As far as I can tell, the medical establishment has by-and-large abdicated leadership in this arena. It might be that they're simply too busy, or they aren't paid to do this, or just that they don't want to be rated. Whatever the reasons, they have left a meaningful void where it would be natural for them to have assumed leadership. In that void, others can create metrics that are better than nothing. Now that patients turn to an outside perspective like ProPublica's, providers complain that the perspective is not perfect without giving a credible alternative. Similarly, CMS itself has started to define quality metrics, and providers have voiced some criticism. If providers continue to avoid defining and promulgating practical standards, our best hope might be for government agencies like CMS and all-payer claims databases to release increasingly large volumes of data. We can then hope that there will be thoughtful people who are willing to work on deriving meaningful signals to help patients make these potentially life-or-death decisions. As society continues to push an increasing share of the medical costs onto patients, it's only reasonable and even positive that are patients demanding better visibility into their options. We should not let the perfect be the enemy of progress.
May 07, 2016
I'm a big fan of healthcare transparency. When patients have better knowledge about both cost and quality and can make better decisions about their medical care, the marketplace for healthcare services can function more like a... marketplace. It was surprising to me to read how one study found that widespread access to pricing information actually led to a slight increase in spending compared to a control group.

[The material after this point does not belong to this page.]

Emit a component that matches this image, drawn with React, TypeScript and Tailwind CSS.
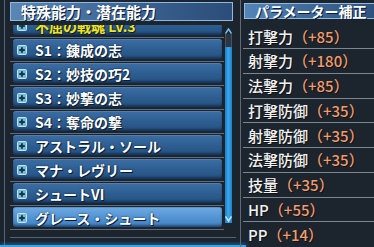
import React from "react";

type Skill = {
    label: string;
    active?: boolean;
    yellow?: boolean;
};

const skills: Skill[] = [
    { label: "不屈の戦魂 Lv.3", yellow: true },
    { label: "S1：錬成の志" },
    { label: "S2：妙技の巧2" },
    { label: "S3：妙撃の志" },
    { label: "S4：奪命の撃" },
    { label: "アストラル・ソール" },
    { label: "マナ・レヴリー" },
    { label: "シュートVI" },
    { label: "グレース・シュート", active: true },
];

const params = [
    { label: "打撃力", value: "（+85）" },
    { label: "射撃力", value: "（+180）" },
    { label: "法撃力", value: "（+85）" },
    { label: "打撃防御", value: "（+35）" },
    { label: "射撃防御", value: "（+35）" },
    { label: "法撃防御", value: "（+35）" },
    { label: "技量", value: "（+35）" },
    { label: "HP", value: "（+55）" },
    { label: "PP", value: "（+14）" },
];

function PlusIcon() {
    return (
        <svg width="10" height="10" viewBox="0 0 10 10" className="shrink-0">
            <rect x="0.5" y="0.5" width="9" height="9" rx="1" fill="#79b9d6" stroke="#bfe4f4" />
            <path d="M5 2.2V7.8M2.2 5H7.8" stroke="#103c4c" strokeWidth="2" />
        </svg>
    );
}

function SkillRow({ skill }: { skill: Skill }) {
    return (
        <div className="h-[24px] shrink-0 flex flex-col">
            <div
                className={`h-[20px] ml-[3px] w-[209px] rounded-[3px] flex items-center gap-[8px] pl-[4px] border-t border-[#6f9fcf]/60 shadow-[inset_0_-2px_2px_rgba(10,30,60,0.5)] ${
                    skill.active
                        ? "bg-linear-to-b from-[#6aa9e2] to-[#3e7fc2]"
                        : "bg-linear-to-b from-[#3a6ca4] to-[#22507f]"
                }`}
            >
                <PlusIcon />
                <span
                    className={`text-[14px] leading-none font-bold whitespace-nowrap [text-shadow:1px_1px_0_#0b1d33,0_0_2px_#0b1d33] ${
                        skill.yellow ? "text-[#f2e41c]" : "text-white"
                    }`}
                >
                    {skill.label}
                </span>
            </div>
            <div className="h-[4px] flex flex-col justify-center">
                <div className="h-[1px] bg-[#7e8b99]/70" />
            </div>
        </div>
    );
}

export default function App() {
    return (
        <div className="w-[374px] h-[247px] overflow-hidden flex bg-[#1c242e] font-['Noto_Sans_CJK_JP','Liberation_Sans',sans-serif]">

            {/* LEFT: special abilities list */}
            <div className="w-[236px] shrink-0 pl-[4px] flex flex-col">
                <div className="flex-1 border-l border-[#53687d] pl-[5px] pt-[2px] flex flex-col">
                    <div className="h-[19px] w-[223px] border border-[#8fb9df] bg-linear-to-r from-[#5a86b6] via-[#3d6596] to-[#2b4d78] flex items-center pl-[10px]">
                        <span className="text-[15px] leading-none font-bold text-white [text-shadow:1px_1px_0_#0b1d33]">
                            特殊能力・潜在能力
                        </span>
                    </div>

                    <div className="flex h-[206px] mt-[4px]">
                        <div className="w-[214px] overflow-hidden">
                            <div className="-mt-[10px] flex flex-col">
                                {skills.map((s) => (
                                    <SkillRow key={s.label} skill={s} />
                                ))}
                            </div>
                        </div>

                        {/* scrollbar */}
                        <div className="ml-[1px] w-[7px] pt-[3px] flex flex-col items-center">
                            <svg width="7" height="6" viewBox="0 0 7 6">
                                <path d="M0.5 5.5L3.5 1L6.5 5.5" fill="none" stroke="#6fc4f2" strokeWidth="1.5" />
                            </svg>
                            <div className="w-[7px] h-[13px] bg-[#2b3642] border-x border-[#45525f]" />
                            <div className="w-[7px] h-[176px] bg-linear-to-r from-[#1b7fc9] via-[#3aa6ec] to-[#1b7fc9] flex flex-col justify-end items-center pb-[1px]">
                                <svg width="7" height="6" viewBox="0 0 7 6">
                                    <path d="M0.5 0.5L3.5 5L6.5 0.5" fill="none" stroke="#bfe6ff" strokeWidth="1.5" />
                                </svg>
                            </div>
                        </div>
                    </div>

                    <div className="mt-[2px] h-[5px] w-[226px] border-b border-[#4f6478]" />
                </div>
                <div className="h-[2px] -ml-[4px] w-[246px] bg-[#39a4ee] shadow-[0_0_4px_#39a4ee]" />
            </div>

            {/* RIGHT: parameter bonuses */}
            <div className="flex-1 pl-[4px] flex">
                <div className="flex-1 border-l border-[#5f6a76] pt-[3px] flex flex-col">
                    <div className="ml-[3px] h-[18px] border border-[#8fb9df] border-r-0 bg-linear-to-r from-[#5485b8] via-[#3e6898] to-[#2e5280] flex items-center pl-[10px]">
                        <span className="text-[14px] leading-none font-bold text-white whitespace-nowrap [text-shadow:1px_1px_0_#0b1d33]">
                            パラメーター補正
                        </span>
                    </div>

                    <div className="mt-[5px] flex flex-col">
                        {params.map((p, i) => (
                            <div
                                key={p.label}
                                className={`h-[24.75px] ml-[2px] flex items-center pl-[5px] ${
                                    i < params.length - 1 ? "border-b border-[#7c8690]" : ""
                                }`}
                            >
                                <span className="text-[15px] leading-none font-medium text-[#f2f2f2] whitespace-nowrap [text-shadow:1px_1px_0_#111]">
                                    {p.label}
                                </span>
                                <span className="text-[15px] leading-none font-medium text-[#f39c6b] whitespace-nowrap [text-shadow:1px_1px_0_#111]">
                                    {p.value}
                                </span>
                            </div>
                        ))}
                    </div>
                </div>
            </div>
        </div>
    );
}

I've only read the abstract, but one detail that jumps out is that only 10% of the employees who had access to the pricing information tools actually used it in the first year of access. That raises questions as to whether or not the rest of the employees were sufficiently notified about the tools and whether they had reason to care (in the form of deductibles and co-insurance). Another interesting detail was that the average spending for the employees who had access started out slightly higher than those who did not. I'm not sure if that's a meaningful detail, but it does raise the question of whether the two companies that offered access had been seeing larger increases in prior years or not. Either way, it would be interesting to see a similar study between a high-engagement group (where people were actually using the tool) and a control group.